PROBLEM TO SOLVE – All of the material below is to be restated word for word, apart from the pictures.

--*--

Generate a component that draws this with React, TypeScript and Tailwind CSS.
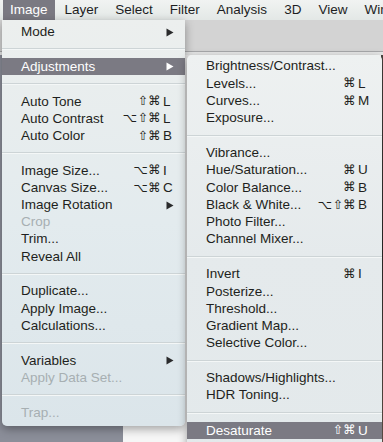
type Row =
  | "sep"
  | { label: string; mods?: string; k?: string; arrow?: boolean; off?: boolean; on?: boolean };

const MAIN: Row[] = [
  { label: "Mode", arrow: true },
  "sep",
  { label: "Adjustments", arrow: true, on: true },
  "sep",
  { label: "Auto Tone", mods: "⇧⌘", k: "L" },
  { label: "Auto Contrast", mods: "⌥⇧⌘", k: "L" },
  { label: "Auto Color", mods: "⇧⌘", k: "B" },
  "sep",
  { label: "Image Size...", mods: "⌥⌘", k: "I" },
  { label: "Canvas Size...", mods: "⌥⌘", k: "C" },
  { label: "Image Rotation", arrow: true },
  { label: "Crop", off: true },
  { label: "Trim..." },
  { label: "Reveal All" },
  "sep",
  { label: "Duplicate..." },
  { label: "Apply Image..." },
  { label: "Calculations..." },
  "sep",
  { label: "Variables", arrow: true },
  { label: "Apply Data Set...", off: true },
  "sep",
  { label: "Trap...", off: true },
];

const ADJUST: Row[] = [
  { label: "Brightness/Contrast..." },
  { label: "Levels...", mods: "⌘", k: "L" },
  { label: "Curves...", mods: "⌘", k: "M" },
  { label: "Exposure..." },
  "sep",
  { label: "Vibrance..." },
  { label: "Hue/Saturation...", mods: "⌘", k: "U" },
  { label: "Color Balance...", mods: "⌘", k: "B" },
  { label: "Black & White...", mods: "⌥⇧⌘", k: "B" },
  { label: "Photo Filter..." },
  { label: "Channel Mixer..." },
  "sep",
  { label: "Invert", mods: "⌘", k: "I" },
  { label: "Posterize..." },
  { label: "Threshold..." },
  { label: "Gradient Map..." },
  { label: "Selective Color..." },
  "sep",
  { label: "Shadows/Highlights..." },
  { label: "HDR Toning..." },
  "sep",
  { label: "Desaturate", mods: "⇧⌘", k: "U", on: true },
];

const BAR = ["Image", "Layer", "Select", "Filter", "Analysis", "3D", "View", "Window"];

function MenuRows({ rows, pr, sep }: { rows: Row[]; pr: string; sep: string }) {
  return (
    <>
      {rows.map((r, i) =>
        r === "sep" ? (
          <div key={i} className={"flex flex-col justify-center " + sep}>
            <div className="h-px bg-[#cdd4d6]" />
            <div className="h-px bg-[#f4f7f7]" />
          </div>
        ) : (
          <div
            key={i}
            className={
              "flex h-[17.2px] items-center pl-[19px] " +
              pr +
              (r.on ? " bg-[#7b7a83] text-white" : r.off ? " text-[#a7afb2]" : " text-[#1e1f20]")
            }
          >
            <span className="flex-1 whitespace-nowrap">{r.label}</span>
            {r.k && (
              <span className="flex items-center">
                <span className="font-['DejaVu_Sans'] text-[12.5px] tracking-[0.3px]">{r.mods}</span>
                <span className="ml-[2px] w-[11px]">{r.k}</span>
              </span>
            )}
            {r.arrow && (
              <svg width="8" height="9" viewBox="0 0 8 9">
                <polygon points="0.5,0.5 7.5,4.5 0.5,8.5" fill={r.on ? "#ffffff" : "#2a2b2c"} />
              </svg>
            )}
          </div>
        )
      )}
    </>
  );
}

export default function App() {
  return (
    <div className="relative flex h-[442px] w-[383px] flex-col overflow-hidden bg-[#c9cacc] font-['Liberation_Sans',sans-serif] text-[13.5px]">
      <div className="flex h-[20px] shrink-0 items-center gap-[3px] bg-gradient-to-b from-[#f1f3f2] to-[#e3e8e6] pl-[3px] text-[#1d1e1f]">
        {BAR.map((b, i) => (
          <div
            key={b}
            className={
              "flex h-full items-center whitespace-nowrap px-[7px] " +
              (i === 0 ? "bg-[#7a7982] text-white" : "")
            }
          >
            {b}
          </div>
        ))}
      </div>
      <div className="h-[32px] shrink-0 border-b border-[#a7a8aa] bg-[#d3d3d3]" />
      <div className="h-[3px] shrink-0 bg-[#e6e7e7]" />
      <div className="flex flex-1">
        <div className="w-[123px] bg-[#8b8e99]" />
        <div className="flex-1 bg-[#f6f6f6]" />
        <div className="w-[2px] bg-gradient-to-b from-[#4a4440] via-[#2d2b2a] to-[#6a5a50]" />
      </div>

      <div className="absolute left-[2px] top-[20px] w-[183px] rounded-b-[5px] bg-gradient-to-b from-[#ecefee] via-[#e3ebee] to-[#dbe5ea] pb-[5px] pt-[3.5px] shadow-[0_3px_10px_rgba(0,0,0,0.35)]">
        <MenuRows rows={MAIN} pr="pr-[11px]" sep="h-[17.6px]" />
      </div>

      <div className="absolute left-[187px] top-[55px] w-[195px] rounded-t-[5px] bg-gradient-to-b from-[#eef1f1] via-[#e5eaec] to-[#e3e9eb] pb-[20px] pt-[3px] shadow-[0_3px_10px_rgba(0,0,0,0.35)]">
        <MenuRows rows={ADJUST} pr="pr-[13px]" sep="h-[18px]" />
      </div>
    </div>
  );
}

--*--

EXERCISE SOLUTION –
Generate a component that draws this with React, TypeScript and Tailwind CSS.
type Row =
  | "sep"
  | { label: string; mods?: string; k?: string; arrow?: boolean; off?: boolean; on?: boolean };

const MAIN: Row[] = [
  { label: "Mode", arrow: true },
  "sep",
  { label: "Adjustments", arrow: true, on: true },
  "sep",
  { label: "Auto Tone", mods: "⇧⌘", k: "L" },
  { label: "Auto Contrast", mods: "⌥⇧⌘", k: "L" },
  { label: "Auto Color", mods: "⇧⌘", k: "B" },
  "sep",
  { label: "Image Size...", mods: "⌥⌘", k: "I" },
  { label: "Canvas Size...", mods: "⌥⌘", k: "C" },
  { label: "Image Rotation", arrow: true },
  { label: "Crop", off: true },
  { label: "Trim..." },
  { label: "Reveal All" },
  "sep",
  { label: "Duplicate..." },
  { label: "Apply Image..." },
  { label: "Calculations..." },
  "sep",
  { label: "Variables", arrow: true },
  { label: "Apply Data Set...", off: true },
  "sep",
  { label: "Trap...", off: true },
];

const ADJUST: Row[] = [
  { label: "Brightness/Contrast..." },
  { label: "Levels...", mods: "⌘", k: "L" },
  { label: "Curves...", mods: "⌘", k: "M" },
  { label: "Exposure..." },
  "sep",
  { label: "Vibrance..." },
  { label: "Hue/Saturation...", mods: "⌘", k: "U" },
  { label: "Color Balance...", mods: "⌘", k: "B" },
  { label: "Black & White...", mods: "⌥⇧⌘", k: "B" },
  { label: "Photo Filter..." },
  { label: "Channel Mixer..." },
  "sep",
  { label: "Invert", mods: "⌘", k: "I" },
  { label: "Posterize..." },
  { label: "Threshold..." },
  { label: "Gradient Map..." },
  { label: "Selective Color..." },
  "sep",
  { label: "Shadows/Highlights..." },
  { label: "HDR Toning..." },
  "sep",
  { label: "Desaturate", mods: "⇧⌘", k: "U", on: true },
];

const BAR = ["Image", "Layer", "Select", "Filter", "Analysis", "3D", "View", "Window"];

function MenuRows({ rows, pr, sep }: { rows: Row[]; pr: string; sep: string }) {
  return (
    <>
      {rows.map((r, i) =>
        r === "sep" ? (
          <div key={i} className={"flex flex-col justify-center " + sep}>
            <div className="h-px bg-[#cdd4d6]" />
            <div className="h-px bg-[#f4f7f7]" />
          </div>
        ) : (
          <div
            key={i}
            className={
              "flex h-[17.2px] items-center pl-[19px] " +
              pr +
              (r.on ? " bg-[#7b7a83] text-white" : r.off ? " text-[#a7afb2]" : " text-[#1e1f20]")
            }
          >
            <span className="flex-1 whitespace-nowrap">{r.label}</span>
            {r.k && (
              <span className="flex items-center">
                <span className="font-['DejaVu_Sans'] text-[12.5px] tracking-[0.3px]">{r.mods}</span>
                <span className="ml-[2px] w-[11px]">{r.k}</span>
              </span>
            )}
            {r.arrow && (
              <svg width="8" height="9" viewBox="0 0 8 9">
                <polygon points="0.5,0.5 7.5,4.5 0.5,8.5" fill={r.on ? "#ffffff" : "#2a2b2c"} />
              </svg>
            )}
          </div>
        )
      )}
    </>
  );
}

export default function App() {
  return (
    <div className="relative flex h-[442px] w-[383px] flex-col overflow-hidden bg-[#c9cacc] font-['Liberation_Sans',sans-serif] text-[13.5px]">
      <div className="flex h-[20px] shrink-0 items-center gap-[3px] bg-gradient-to-b from-[#f1f3f2] to-[#e3e8e6] pl-[3px] text-[#1d1e1f]">
        {BAR.map((b, i) => (
          <div
            key={b}
            className={
              "flex h-full items-center whitespace-nowrap px-[7px] " +
              (i === 0 ? "bg-[#7a7982] text-white" : "")
            }
          >
            {b}
          </div>
        ))}
      </div>
      <div className="h-[32px] shrink-0 border-b border-[#a7a8aa] bg-[#d3d3d3]" />
      <div className="h-[3px] shrink-0 bg-[#e6e7e7]" />
      <div className="flex flex-1">
        <div className="w-[123px] bg-[#8b8e99]" />
        <div className="flex-1 bg-[#f6f6f6]" />
        <div className="w-[2px] bg-gradient-to-b from-[#4a4440] via-[#2d2b2a] to-[#6a5a50]" />
      </div>

      <div className="absolute left-[2px] top-[20px] w-[183px] rounded-b-[5px] bg-gradient-to-b from-[#ecefee] via-[#e3ebee] to-[#dbe5ea] pb-[5px] pt-[3.5px] shadow-[0_3px_10px_rgba(0,0,0,0.35)]">
        <MenuRows rows={MAIN} pr="pr-[11px]" sep="h-[17.6px]" />
      </div>

      <div className="absolute left-[187px] top-[55px] w-[195px] rounded-t-[5px] bg-gradient-to-b from-[#eef1f1] via-[#e5eaec] to-[#e3e9eb] pb-[20px] pt-[3px] shadow-[0_3px_10px_rgba(0,0,0,0.35)]">
        <MenuRows rows={ADJUST} pr="pr-[13px]" sep="h-[18px]" />
      </div>
    </div>
  );
}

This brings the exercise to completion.